Give the data again exactly as written, skipping any pictures.

begin RAW DATA

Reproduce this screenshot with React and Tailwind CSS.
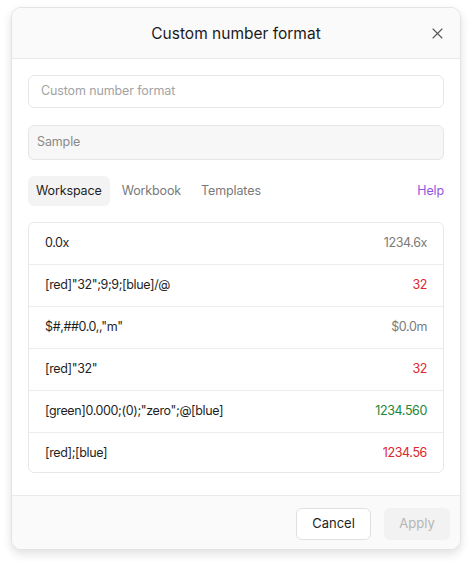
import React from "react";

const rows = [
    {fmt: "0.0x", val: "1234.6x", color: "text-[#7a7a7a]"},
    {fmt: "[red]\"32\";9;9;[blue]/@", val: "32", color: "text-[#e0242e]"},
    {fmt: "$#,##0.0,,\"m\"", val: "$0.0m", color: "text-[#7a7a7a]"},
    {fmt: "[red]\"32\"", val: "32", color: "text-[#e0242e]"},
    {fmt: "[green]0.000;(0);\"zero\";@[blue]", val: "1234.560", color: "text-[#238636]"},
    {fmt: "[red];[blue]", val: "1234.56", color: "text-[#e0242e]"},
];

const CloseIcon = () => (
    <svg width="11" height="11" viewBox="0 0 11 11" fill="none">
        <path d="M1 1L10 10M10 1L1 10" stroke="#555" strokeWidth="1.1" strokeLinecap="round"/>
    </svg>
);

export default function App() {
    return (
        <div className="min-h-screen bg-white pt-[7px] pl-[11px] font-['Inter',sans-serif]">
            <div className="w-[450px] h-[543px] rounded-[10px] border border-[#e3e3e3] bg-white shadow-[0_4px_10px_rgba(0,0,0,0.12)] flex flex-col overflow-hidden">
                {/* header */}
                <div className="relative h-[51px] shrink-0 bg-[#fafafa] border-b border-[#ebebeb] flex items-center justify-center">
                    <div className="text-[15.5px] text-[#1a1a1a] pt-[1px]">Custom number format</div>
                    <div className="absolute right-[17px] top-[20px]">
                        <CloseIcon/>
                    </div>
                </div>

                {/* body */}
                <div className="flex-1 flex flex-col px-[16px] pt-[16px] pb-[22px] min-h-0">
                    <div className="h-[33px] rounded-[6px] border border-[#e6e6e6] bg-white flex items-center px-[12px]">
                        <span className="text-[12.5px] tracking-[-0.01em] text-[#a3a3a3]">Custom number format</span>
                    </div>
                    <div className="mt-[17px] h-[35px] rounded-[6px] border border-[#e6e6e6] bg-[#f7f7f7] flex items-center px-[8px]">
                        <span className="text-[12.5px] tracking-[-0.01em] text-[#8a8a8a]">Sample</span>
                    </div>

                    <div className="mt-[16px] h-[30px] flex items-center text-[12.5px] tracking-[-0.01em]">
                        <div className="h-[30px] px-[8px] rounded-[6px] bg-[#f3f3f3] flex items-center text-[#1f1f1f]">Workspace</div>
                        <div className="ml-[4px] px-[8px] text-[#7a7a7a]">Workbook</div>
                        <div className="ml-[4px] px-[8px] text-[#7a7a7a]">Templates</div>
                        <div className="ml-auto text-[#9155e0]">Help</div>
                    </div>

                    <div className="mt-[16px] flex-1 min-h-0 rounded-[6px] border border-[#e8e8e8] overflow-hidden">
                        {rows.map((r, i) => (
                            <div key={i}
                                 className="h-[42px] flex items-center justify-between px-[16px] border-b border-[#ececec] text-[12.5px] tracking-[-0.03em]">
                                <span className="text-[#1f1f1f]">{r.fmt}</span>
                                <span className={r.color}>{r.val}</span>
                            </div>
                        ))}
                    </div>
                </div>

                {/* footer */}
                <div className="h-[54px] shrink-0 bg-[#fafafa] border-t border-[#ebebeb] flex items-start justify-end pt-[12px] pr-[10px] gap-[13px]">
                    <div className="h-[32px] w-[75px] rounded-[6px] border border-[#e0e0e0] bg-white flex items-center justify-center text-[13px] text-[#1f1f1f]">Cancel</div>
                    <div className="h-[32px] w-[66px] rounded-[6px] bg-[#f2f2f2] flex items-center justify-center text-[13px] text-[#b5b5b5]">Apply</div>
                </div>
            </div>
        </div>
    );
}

end RAW DATA

THE COMPLETED TASK:
Reproduce this screenshot with React and Tailwind CSS.
import React from "react";

const rows = [
    {fmt: "0.0x", val: "1234.6x", color: "text-[#7a7a7a]"},
    {fmt: "[red]\"32\";9;9;[blue]/@", val: "32", color: "text-[#e0242e]"},
    {fmt: "$#,##0.0,,\"m\"", val: "$0.0m", color: "text-[#7a7a7a]"},
    {fmt: "[red]\"32\"", val: "32", color: "text-[#e0242e]"},
    {fmt: "[green]0.000;(0);\"zero\";@[blue]", val: "1234.560", color: "text-[#238636]"},
    {fmt: "[red];[blue]", val: "1234.56", color: "text-[#e0242e]"},
];

const CloseIcon = () => (
    <svg width="11" height="11" viewBox="0 0 11 11" fill="none">
        <path d="M1 1L10 10M10 1L1 10" stroke="#555" strokeWidth="1.1" strokeLinecap="round"/>
    </svg>
);

export default function App() {
    return (
        <div className="min-h-screen bg-white pt-[7px] pl-[11px] font-['Inter',sans-serif]">
            <div className="w-[450px] h-[543px] rounded-[10px] border border-[#e3e3e3] bg-white shadow-[0_4px_10px_rgba(0,0,0,0.12)] flex flex-col overflow-hidden">
                {/* header */}
                <div className="relative h-[51px] shrink-0 bg-[#fafafa] border-b border-[#ebebeb] flex items-center justify-center">
                    <div className="text-[15.5px] text-[#1a1a1a] pt-[1px]">Custom number format</div>
                    <div className="absolute right-[17px] top-[20px]">
                        <CloseIcon/>
                    </div>
                </div>

                {/* body */}
                <div className="flex-1 flex flex-col px-[16px] pt-[16px] pb-[22px] min-h-0">
                    <div className="h-[33px] rounded-[6px] border border-[#e6e6e6] bg-white flex items-center px-[12px]">
                        <span className="text-[12.5px] tracking-[-0.01em] text-[#a3a3a3]">Custom number format</span>
                    </div>
                    <div className="mt-[17px] h-[35px] rounded-[6px] border border-[#e6e6e6] bg-[#f7f7f7] flex items-center px-[8px]">
                        <span className="text-[12.5px] tracking-[-0.01em] text-[#8a8a8a]">Sample</span>
                    </div>

                    <div className="mt-[16px] h-[30px] flex items-center text-[12.5px] tracking-[-0.01em]">
                        <div className="h-[30px] px-[8px] rounded-[6px] bg-[#f3f3f3] flex items-center text-[#1f1f1f]">Workspace</div>
                        <div className="ml-[4px] px-[8px] text-[#7a7a7a]">Workbook</div>
                        <div className="ml-[4px] px-[8px] text-[#7a7a7a]">Templates</div>
                        <div className="ml-auto text-[#9155e0]">Help</div>
                    </div>

                    <div className="mt-[16px] flex-1 min-h-0 rounded-[6px] border border-[#e8e8e8] overflow-hidden">
                        {rows.map((r, i) => (
                            <div key={i}
                                 className="h-[42px] flex items-center justify-between px-[16px] border-b border-[#ececec] text-[12.5px] tracking-[-0.03em]">
                                <span className="text-[#1f1f1f]">{r.fmt}</span>
                                <span className={r.color}>{r.val}</span>
                            </div>
                        ))}
                    </div>
                </div>

                {/* footer */}
                <div className="h-[54px] shrink-0 bg-[#fafafa] border-t border-[#ebebeb] flex items-start justify-end pt-[12px] pr-[10px] gap-[13px]">
                    <div className="h-[32px] w-[75px] rounded-[6px] border border-[#e0e0e0] bg-white flex items-center justify-center text-[13px] text-[#1f1f1f]">Cancel</div>
                    <div className="h-[32px] w-[66px] rounded-[6px] bg-[#f2f2f2] flex items-center justify-center text-[13px] text-[#b5b5b5]">Apply</div>
                </div>
            </div>
        </div>
    );
}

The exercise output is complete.